Oh, how we love our binaries…and this one is about as useless as a lot of binaries. I like mysteries, I like a good puzzle, and that’s “plot”. I love a good character, and will follow a well loved character through the most bizarre and unlikely of plots. What I’ve noticed, for ME, is this: to come back to a book again and again, to buy up all the books in a series, to imagine alternate endings and what-ifs, I need to love the characters. The most fascinating plot in the world won’t hold my attention if I don’t care about any of the characters, but I will follow beloved characters doing the most mundane things.  And those characters may not be “likeable” or “relatable” or whatever gatekeeping term is in vogue: they have to be interesting, in one way or another. (For me, Iago, who had no redeeming characteristics whatsoever, is the star of Othelllo.)

Now, if you’ll excuse me, I’ll just see if there are any new Good Omens fanfic about braiding hair.

By any other name

Full disclosure: I’m a white anglo person. Which means I have a whole lot of privilege in the place where I live, and a lot of other places too.
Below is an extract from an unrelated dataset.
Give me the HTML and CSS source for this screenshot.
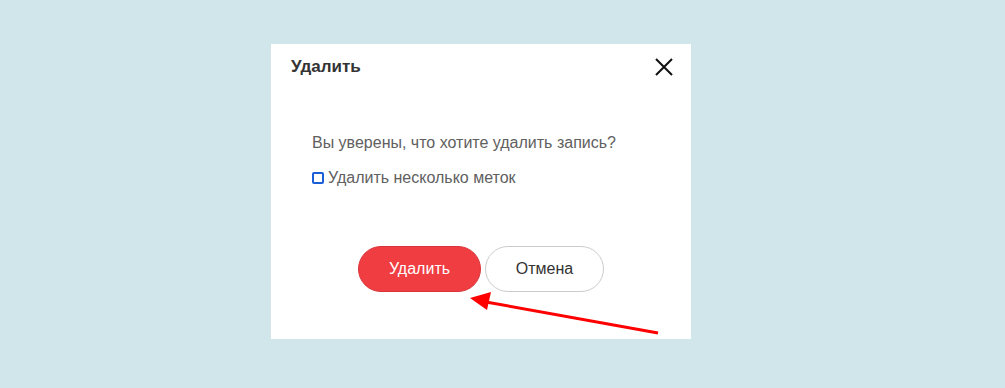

I don’t always see it, but privilege is like oxygen: I don’t have to see it to benefit, and you don’t really appreciate it til you don’t have it. And lately, I’ve been seeing it on the writers’ corner of twitter, and it’s about something pretty important: names.

I love the #WritingCommunity, and it’s generally a great place to hang out. But this keeps popping up as advice:

Keep your characters relatable! Give them short, easy names, like Jen or Kate or Dan or Taylor. Otherwise readers won’t be able to remember who’s who.

And fellow white anglo people, can we not? The assumption that the best names are short, uber anglo names? And that short, uber anglo names are the most relatable? On a planet of more than seven billion people with thousands of languages? No. And no, there’s not necessarily anything wrong with you giving your characters said names – it’s the assumption that those names are the most *relatable*, that anything else is too hard or too weird or whatever. It’s the Daenerys Targaryen test: if THAT name isn’t too weird or unrelatable for literally millions of people, neither is anything else.